■ EXERCISE: Copy every line that mentions the word "page".

-- BEGIN STORED DATA --

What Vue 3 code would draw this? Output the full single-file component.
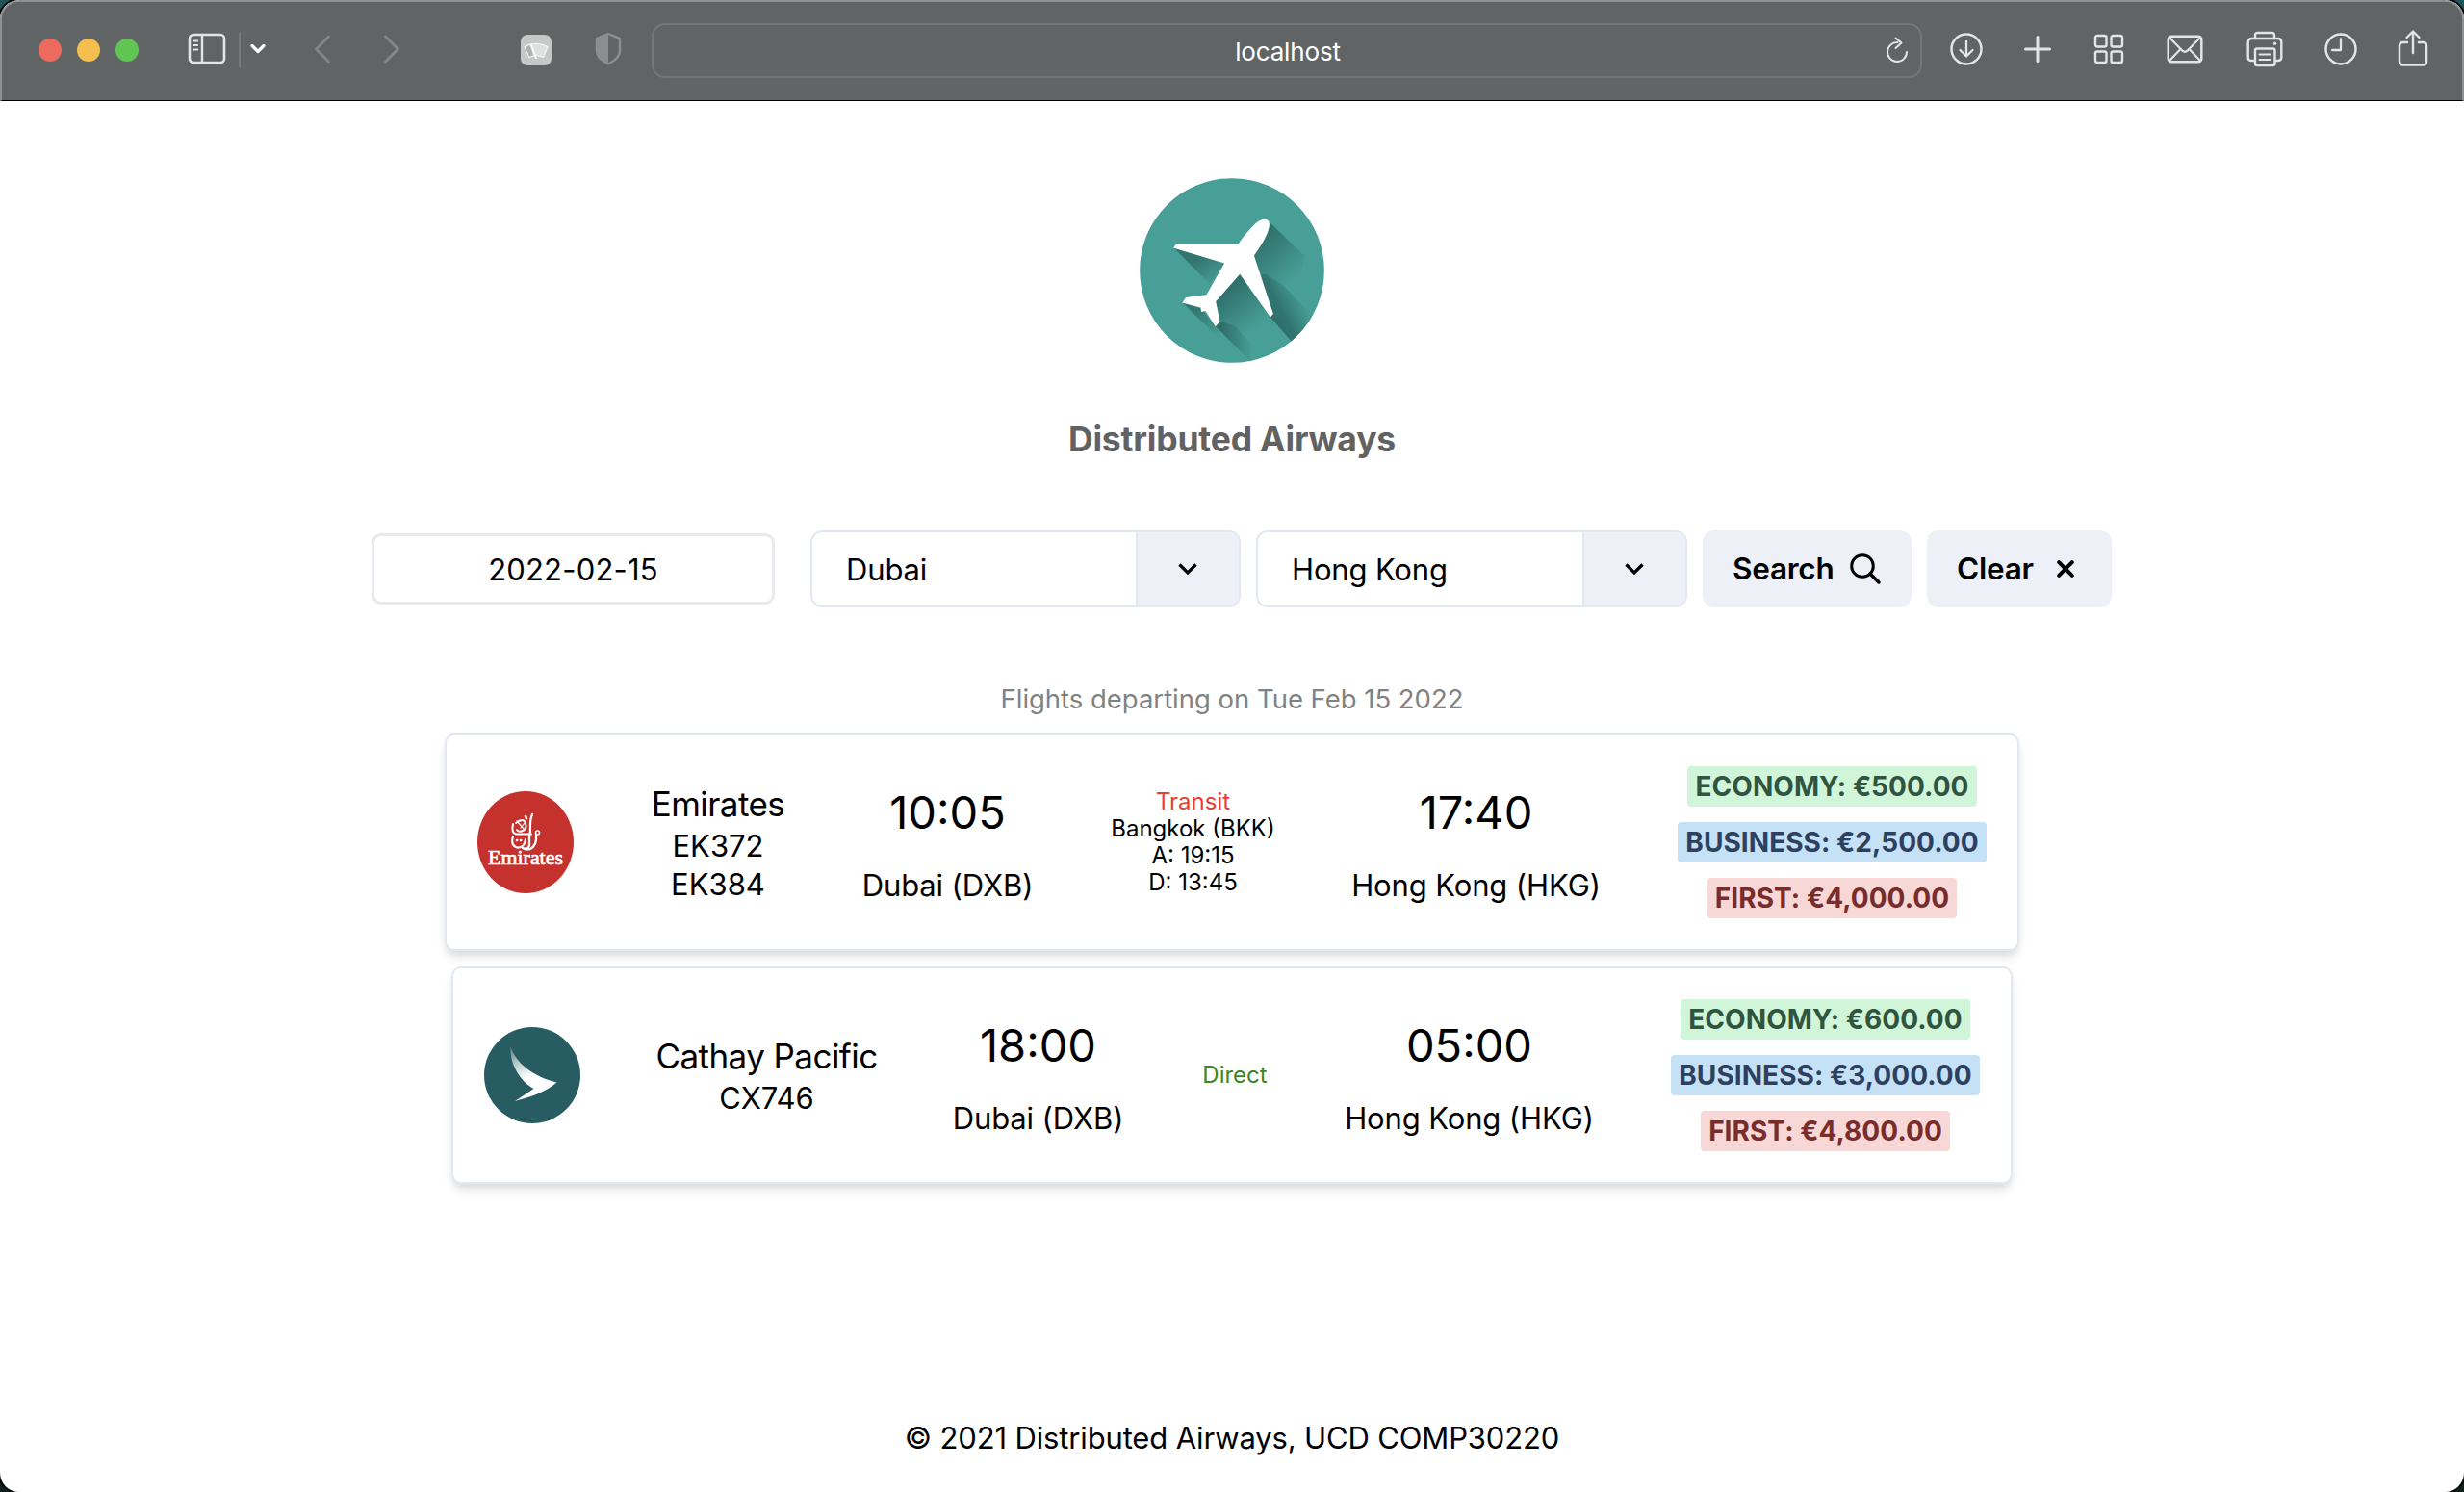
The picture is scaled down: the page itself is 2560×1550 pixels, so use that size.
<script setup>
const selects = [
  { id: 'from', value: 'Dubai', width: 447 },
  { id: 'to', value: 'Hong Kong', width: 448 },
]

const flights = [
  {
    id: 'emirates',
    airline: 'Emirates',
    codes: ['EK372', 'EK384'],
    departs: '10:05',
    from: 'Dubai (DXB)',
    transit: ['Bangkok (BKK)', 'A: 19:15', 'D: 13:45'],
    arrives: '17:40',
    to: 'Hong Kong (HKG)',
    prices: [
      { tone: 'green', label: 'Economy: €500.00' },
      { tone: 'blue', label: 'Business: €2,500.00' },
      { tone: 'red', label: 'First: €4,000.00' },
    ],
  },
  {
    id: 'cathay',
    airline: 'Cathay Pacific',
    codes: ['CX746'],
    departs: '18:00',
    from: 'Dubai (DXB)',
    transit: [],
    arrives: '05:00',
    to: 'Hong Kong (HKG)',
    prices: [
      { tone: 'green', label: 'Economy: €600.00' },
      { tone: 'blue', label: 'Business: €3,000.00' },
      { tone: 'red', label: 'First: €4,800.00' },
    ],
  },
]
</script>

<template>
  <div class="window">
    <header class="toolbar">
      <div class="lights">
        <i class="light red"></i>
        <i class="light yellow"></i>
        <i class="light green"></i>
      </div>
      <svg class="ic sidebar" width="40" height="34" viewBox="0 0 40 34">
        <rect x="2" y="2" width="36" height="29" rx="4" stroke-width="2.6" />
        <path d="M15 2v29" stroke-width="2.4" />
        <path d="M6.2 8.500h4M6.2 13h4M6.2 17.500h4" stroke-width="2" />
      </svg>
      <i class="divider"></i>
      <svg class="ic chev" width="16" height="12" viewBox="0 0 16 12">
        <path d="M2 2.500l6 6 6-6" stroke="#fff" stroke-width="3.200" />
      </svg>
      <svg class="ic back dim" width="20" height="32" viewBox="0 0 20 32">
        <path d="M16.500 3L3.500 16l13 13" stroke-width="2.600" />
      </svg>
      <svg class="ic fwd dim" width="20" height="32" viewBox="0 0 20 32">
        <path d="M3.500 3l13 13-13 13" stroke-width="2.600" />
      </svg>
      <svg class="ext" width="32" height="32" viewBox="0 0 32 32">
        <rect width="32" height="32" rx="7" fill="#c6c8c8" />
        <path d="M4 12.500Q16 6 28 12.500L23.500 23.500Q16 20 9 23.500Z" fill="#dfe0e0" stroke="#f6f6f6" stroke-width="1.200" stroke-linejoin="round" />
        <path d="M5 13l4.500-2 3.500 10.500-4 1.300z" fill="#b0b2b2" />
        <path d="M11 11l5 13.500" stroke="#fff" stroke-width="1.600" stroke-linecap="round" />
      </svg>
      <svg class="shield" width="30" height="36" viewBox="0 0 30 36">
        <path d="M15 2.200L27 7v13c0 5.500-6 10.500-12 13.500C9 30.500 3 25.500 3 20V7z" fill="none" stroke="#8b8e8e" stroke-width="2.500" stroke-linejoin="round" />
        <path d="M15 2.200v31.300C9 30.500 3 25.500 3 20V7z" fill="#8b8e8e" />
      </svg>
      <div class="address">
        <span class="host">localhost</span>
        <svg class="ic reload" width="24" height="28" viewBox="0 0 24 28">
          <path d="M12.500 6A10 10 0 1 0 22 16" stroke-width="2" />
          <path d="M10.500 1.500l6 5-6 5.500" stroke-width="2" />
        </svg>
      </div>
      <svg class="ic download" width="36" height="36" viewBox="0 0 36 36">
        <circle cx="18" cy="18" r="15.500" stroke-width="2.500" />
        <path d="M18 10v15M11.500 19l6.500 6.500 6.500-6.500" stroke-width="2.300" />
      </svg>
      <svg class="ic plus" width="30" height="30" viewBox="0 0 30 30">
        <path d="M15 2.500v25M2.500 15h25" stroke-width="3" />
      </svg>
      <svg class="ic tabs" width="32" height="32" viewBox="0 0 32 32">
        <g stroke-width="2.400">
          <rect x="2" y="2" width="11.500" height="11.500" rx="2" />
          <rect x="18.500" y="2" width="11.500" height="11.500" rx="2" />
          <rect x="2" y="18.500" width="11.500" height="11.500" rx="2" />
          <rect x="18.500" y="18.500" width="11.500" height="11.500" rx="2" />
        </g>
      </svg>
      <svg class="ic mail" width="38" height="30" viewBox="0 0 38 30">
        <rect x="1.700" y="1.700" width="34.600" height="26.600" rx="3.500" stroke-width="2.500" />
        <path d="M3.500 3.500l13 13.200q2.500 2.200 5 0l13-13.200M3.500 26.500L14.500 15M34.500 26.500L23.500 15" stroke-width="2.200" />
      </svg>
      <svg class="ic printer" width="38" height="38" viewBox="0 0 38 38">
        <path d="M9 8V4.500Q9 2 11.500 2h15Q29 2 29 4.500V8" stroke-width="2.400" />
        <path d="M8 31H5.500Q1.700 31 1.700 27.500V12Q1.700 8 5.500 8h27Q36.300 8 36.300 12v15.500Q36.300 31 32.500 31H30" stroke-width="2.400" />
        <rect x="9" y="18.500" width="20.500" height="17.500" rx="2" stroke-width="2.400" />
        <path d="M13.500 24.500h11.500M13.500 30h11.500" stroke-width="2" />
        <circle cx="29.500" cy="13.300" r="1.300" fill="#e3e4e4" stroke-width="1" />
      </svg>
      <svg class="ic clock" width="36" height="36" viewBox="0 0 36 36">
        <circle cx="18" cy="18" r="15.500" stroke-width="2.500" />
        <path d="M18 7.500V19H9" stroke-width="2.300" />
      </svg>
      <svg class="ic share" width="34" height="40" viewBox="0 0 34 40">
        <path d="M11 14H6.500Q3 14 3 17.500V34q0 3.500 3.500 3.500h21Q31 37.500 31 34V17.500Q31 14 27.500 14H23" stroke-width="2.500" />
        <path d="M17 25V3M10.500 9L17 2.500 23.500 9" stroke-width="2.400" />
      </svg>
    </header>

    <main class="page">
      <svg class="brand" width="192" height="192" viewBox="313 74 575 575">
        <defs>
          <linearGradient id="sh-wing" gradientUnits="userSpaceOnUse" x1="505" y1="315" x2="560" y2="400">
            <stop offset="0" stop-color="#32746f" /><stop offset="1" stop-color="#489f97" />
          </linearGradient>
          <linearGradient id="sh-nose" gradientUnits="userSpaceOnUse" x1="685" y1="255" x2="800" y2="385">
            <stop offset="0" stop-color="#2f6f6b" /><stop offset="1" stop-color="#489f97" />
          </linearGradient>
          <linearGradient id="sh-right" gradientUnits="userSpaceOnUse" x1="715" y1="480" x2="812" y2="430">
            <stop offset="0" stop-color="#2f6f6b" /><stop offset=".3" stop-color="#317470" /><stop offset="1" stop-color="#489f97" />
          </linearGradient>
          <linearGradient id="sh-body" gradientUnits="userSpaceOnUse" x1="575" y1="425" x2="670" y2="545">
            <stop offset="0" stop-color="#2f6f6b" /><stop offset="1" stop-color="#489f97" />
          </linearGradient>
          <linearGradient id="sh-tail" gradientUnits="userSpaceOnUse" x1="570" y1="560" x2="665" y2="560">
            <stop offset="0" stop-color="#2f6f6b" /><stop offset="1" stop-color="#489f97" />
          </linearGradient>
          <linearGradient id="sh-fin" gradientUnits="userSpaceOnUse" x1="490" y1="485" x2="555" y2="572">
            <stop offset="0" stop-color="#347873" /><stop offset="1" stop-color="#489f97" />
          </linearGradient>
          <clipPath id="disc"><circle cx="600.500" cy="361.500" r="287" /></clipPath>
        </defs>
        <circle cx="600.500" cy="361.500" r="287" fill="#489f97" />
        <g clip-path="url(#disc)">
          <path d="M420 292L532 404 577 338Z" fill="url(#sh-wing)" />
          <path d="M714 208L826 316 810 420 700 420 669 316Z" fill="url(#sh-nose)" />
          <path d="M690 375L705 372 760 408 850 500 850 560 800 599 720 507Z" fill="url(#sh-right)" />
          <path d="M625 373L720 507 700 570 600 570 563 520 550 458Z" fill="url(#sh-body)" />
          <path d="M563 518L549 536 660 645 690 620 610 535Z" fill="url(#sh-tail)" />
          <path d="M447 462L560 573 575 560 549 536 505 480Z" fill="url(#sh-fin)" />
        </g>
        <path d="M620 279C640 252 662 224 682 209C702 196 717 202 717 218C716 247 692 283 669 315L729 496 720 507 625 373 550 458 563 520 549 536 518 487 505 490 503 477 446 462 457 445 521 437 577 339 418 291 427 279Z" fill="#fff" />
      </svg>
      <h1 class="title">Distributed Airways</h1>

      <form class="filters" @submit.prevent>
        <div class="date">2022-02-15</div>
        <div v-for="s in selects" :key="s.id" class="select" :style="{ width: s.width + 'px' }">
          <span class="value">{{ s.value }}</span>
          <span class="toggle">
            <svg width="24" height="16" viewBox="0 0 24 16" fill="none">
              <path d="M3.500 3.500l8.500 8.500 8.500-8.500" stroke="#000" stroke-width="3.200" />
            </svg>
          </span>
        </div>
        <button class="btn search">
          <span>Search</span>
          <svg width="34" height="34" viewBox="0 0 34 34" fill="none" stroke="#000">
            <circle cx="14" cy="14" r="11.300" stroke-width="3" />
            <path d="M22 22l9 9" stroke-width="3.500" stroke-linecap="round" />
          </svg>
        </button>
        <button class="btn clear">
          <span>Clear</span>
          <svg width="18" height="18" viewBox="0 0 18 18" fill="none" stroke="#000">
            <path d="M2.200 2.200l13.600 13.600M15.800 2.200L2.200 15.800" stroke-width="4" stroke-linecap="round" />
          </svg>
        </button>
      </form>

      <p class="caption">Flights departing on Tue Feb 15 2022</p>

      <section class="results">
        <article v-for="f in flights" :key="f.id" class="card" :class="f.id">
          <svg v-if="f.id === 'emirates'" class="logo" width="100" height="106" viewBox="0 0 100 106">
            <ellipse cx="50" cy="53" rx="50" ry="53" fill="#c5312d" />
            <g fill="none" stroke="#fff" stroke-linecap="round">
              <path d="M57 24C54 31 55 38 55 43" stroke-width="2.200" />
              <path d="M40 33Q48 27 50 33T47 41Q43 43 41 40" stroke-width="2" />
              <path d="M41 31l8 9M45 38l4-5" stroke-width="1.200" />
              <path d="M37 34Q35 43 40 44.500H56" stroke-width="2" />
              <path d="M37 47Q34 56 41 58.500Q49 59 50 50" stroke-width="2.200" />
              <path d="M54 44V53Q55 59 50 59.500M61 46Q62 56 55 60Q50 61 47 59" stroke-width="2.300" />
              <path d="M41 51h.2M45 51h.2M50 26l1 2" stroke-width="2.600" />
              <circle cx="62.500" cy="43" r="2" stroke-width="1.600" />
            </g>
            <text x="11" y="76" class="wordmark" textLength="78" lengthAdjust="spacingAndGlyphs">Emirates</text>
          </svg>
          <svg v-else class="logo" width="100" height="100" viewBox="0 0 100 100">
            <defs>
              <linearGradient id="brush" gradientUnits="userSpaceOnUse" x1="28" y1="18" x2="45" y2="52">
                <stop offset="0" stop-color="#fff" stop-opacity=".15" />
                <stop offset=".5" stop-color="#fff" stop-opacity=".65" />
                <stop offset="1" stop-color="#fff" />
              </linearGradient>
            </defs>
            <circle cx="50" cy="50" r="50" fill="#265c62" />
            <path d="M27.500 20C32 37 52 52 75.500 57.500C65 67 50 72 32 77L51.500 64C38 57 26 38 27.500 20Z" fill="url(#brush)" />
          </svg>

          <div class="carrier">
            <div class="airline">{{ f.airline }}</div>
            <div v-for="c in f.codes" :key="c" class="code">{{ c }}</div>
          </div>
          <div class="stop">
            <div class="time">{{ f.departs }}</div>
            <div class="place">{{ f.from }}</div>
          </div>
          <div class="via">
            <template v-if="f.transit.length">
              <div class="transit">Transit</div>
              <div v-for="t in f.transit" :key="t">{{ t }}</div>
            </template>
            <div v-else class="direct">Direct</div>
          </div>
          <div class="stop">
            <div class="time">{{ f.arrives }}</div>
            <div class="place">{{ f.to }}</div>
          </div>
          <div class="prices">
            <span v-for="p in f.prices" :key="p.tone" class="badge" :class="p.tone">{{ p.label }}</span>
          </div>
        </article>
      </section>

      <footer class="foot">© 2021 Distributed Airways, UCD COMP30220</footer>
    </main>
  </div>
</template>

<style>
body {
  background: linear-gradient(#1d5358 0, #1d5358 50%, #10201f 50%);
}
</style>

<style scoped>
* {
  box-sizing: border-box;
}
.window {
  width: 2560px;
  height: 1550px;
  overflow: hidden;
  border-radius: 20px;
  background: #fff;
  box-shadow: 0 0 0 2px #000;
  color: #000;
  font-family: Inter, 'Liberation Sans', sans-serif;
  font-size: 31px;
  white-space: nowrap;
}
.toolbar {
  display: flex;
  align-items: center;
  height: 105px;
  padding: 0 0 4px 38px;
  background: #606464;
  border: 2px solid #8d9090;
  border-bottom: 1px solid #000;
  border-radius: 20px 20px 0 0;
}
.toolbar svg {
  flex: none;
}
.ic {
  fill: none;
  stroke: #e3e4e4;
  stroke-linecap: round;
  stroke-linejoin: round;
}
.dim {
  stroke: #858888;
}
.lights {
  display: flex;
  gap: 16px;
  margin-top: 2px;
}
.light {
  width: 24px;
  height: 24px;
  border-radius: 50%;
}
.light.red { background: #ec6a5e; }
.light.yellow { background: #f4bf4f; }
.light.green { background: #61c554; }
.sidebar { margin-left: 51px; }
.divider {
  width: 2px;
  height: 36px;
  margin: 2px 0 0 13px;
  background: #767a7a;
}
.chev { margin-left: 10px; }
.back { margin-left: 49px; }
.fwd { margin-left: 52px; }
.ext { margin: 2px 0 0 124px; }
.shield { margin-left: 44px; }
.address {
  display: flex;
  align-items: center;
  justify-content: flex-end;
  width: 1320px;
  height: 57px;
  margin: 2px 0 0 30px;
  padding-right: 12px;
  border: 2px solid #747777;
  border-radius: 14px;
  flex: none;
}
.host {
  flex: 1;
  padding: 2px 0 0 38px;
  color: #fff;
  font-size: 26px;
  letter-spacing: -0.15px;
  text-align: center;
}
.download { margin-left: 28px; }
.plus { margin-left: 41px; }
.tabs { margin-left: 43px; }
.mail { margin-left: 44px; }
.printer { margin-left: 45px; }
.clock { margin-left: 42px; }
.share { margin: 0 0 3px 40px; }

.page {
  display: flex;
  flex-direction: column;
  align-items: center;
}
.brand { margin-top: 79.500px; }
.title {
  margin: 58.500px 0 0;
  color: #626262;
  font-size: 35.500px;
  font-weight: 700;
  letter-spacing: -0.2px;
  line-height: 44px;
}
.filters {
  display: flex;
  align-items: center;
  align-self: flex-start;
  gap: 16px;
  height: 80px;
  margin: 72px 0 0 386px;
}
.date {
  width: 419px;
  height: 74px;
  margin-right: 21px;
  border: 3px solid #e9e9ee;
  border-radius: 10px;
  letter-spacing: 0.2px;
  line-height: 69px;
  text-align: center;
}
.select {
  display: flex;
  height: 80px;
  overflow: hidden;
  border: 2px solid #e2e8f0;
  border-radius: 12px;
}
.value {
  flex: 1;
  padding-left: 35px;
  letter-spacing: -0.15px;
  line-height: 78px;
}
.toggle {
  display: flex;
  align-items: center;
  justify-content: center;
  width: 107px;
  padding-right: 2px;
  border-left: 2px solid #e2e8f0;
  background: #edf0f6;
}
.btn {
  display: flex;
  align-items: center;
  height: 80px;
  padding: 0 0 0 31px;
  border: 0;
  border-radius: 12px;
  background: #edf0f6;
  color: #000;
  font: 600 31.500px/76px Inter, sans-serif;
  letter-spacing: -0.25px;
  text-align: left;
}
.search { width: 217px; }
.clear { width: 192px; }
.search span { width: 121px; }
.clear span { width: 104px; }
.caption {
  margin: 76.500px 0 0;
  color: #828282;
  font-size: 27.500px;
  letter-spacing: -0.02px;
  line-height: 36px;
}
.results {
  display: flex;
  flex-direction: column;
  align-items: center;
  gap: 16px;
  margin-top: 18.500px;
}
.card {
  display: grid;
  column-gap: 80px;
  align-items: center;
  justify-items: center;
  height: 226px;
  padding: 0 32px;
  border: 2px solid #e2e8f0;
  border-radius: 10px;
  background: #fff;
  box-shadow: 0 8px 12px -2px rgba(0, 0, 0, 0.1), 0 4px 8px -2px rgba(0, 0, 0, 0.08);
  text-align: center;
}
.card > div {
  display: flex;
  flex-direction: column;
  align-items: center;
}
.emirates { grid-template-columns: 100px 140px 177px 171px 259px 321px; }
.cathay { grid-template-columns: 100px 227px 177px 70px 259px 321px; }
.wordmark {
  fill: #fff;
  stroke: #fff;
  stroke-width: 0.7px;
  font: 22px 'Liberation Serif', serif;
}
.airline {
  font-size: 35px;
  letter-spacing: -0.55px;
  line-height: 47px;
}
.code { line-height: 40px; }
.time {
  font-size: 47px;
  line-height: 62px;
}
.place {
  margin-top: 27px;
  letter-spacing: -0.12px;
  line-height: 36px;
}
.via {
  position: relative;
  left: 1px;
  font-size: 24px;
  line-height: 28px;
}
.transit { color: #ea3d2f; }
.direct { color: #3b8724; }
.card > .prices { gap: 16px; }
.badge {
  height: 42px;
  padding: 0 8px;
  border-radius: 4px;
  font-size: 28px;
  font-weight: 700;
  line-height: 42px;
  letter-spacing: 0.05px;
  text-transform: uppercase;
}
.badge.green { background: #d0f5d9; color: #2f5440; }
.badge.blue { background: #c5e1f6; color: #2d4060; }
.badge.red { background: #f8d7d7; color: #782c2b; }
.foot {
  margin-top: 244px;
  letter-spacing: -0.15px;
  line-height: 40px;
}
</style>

-- END STORED DATA --

■ SOLUTION TO THE EXERCISE:
The picture is scaled down: the page itself is 2560×1550 pixels, so use that size.
    <main class="page">
.page {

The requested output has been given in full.